- [STATED TASK] Find every line in the records below that holds the word "image" and copy it.

# # # #

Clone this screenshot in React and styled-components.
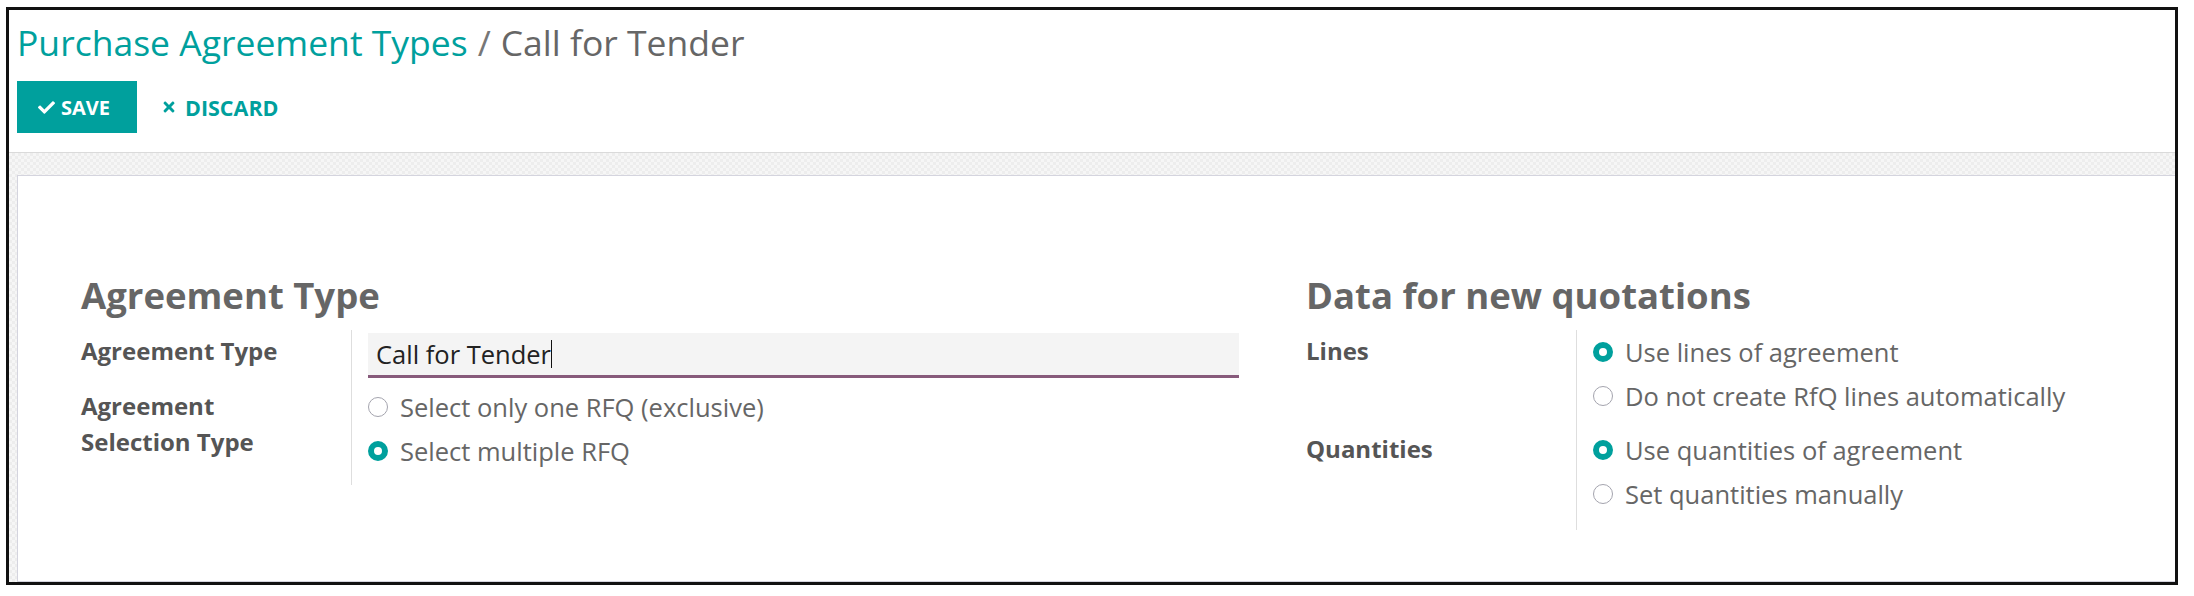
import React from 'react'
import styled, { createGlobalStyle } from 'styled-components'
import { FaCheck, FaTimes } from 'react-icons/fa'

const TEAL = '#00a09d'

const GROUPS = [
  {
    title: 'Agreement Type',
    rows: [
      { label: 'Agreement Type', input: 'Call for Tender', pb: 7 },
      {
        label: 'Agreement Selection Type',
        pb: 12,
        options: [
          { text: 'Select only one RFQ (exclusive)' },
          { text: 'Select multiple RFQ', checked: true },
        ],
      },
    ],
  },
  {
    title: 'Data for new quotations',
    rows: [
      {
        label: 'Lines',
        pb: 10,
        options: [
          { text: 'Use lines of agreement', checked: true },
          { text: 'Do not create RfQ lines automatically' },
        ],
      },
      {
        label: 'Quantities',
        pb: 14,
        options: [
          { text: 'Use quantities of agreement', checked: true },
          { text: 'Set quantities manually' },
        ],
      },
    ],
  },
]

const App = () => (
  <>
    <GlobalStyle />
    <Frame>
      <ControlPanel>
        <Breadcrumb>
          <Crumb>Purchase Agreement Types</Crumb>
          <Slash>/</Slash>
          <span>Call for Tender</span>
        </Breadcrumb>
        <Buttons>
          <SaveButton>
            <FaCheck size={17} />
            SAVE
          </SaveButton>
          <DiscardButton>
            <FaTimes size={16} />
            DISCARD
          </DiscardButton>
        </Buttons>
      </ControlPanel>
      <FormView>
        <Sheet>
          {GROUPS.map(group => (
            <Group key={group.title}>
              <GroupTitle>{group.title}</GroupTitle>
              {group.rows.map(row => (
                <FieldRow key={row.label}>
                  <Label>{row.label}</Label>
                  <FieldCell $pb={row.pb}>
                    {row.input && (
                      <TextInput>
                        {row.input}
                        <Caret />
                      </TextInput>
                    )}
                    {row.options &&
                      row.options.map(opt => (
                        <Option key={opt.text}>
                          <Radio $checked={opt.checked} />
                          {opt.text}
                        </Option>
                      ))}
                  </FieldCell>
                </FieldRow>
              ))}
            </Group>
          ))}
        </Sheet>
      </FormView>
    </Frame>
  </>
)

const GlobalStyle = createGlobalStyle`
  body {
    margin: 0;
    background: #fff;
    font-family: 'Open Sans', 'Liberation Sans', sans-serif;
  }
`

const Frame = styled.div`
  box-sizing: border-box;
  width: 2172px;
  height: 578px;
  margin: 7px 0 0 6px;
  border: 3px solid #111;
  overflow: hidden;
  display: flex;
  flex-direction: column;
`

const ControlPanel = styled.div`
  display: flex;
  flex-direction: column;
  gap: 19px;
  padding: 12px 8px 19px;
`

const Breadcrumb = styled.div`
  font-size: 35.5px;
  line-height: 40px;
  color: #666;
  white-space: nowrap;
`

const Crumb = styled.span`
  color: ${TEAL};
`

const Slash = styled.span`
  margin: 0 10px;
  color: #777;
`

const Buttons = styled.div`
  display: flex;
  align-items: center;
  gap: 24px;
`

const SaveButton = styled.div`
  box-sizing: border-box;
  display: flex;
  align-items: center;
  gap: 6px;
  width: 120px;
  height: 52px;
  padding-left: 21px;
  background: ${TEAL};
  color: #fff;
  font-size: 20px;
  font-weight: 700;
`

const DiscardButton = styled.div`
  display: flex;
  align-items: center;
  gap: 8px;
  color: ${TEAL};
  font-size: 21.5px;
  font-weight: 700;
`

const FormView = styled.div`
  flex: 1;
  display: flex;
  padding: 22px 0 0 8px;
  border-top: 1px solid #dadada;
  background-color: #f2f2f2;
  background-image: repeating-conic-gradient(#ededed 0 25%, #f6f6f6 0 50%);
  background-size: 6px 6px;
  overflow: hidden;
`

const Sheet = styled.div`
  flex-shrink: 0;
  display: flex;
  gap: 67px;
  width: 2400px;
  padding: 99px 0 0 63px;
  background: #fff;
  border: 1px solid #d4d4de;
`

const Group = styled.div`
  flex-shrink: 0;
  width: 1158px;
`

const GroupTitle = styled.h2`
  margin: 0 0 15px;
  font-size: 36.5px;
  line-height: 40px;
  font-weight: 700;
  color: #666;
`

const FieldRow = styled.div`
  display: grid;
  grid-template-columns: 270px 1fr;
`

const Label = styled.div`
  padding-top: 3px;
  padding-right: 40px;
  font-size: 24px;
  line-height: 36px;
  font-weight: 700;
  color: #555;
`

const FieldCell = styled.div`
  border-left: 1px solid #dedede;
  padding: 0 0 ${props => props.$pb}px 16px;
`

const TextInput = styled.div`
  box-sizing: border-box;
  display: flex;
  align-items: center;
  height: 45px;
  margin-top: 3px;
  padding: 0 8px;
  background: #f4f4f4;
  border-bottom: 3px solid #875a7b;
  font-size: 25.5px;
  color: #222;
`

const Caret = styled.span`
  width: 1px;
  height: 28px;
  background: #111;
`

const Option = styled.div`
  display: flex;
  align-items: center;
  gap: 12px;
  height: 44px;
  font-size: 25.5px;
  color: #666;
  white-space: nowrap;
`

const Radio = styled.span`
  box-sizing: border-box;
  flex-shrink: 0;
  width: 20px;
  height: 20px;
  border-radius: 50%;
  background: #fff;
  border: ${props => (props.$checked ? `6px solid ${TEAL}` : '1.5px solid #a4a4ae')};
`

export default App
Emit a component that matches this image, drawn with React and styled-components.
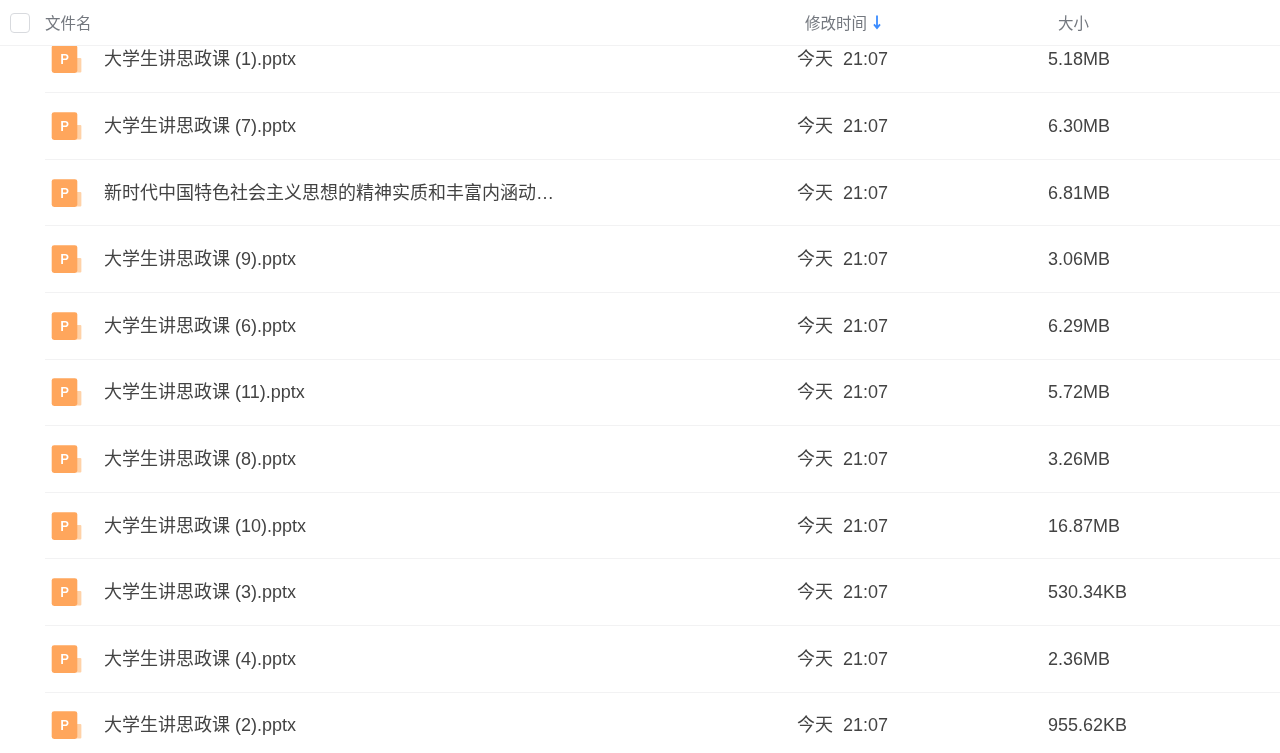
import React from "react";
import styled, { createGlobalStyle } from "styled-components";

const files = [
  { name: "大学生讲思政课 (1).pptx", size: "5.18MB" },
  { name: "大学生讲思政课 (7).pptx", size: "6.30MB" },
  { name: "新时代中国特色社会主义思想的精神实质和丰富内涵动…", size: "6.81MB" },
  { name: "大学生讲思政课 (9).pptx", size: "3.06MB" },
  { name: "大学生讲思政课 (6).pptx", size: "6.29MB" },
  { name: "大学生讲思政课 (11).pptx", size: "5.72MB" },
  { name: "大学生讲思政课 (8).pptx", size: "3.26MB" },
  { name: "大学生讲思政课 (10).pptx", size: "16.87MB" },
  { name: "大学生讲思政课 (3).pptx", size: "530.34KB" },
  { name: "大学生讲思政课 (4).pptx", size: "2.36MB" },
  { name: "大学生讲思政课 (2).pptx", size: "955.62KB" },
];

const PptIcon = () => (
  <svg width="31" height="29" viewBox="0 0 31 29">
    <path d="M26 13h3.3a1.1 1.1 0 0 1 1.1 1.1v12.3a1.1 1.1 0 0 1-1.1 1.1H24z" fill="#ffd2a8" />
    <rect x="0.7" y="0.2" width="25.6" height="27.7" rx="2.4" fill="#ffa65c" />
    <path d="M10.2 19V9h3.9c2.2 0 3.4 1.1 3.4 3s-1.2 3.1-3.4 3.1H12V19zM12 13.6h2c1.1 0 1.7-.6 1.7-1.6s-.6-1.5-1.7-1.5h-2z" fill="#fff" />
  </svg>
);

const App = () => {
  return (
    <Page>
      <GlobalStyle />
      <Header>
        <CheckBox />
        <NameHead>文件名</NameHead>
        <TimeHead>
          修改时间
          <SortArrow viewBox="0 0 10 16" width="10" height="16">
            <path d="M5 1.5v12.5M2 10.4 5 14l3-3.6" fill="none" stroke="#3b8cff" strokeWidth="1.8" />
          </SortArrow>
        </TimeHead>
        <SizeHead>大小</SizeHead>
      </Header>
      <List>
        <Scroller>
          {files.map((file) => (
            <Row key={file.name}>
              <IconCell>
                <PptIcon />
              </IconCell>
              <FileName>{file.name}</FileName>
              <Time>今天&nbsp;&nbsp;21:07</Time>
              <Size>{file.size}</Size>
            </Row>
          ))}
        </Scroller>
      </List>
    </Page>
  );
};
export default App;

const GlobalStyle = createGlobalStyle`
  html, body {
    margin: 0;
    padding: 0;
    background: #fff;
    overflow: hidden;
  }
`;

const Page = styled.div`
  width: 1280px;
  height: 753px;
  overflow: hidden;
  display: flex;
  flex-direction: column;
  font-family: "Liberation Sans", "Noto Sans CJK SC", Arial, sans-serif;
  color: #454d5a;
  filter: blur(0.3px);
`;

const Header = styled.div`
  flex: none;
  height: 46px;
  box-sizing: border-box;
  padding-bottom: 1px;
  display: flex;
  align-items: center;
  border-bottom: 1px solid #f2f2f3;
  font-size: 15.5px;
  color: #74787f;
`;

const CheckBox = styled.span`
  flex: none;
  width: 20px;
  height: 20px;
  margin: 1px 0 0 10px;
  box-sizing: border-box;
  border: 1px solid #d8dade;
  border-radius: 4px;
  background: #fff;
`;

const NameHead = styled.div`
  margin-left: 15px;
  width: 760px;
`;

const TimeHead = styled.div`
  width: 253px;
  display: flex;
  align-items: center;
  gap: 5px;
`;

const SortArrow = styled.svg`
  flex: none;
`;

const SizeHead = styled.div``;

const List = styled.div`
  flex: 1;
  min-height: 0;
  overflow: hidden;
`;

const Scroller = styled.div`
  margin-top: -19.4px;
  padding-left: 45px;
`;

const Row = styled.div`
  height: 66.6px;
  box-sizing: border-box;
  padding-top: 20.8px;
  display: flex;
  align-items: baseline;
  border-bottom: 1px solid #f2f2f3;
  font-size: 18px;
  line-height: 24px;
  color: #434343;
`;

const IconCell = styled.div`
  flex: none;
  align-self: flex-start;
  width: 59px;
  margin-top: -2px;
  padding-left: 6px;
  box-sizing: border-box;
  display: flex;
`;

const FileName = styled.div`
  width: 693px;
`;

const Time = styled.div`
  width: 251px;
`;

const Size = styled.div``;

# # # #

- [THE COMPLETED TASK]
  background-image: repeating-conic-gradient(#ededed 0 25%, #f6f6f6 0 50%);
Emit a component that matches this image, drawn with React and styled-components.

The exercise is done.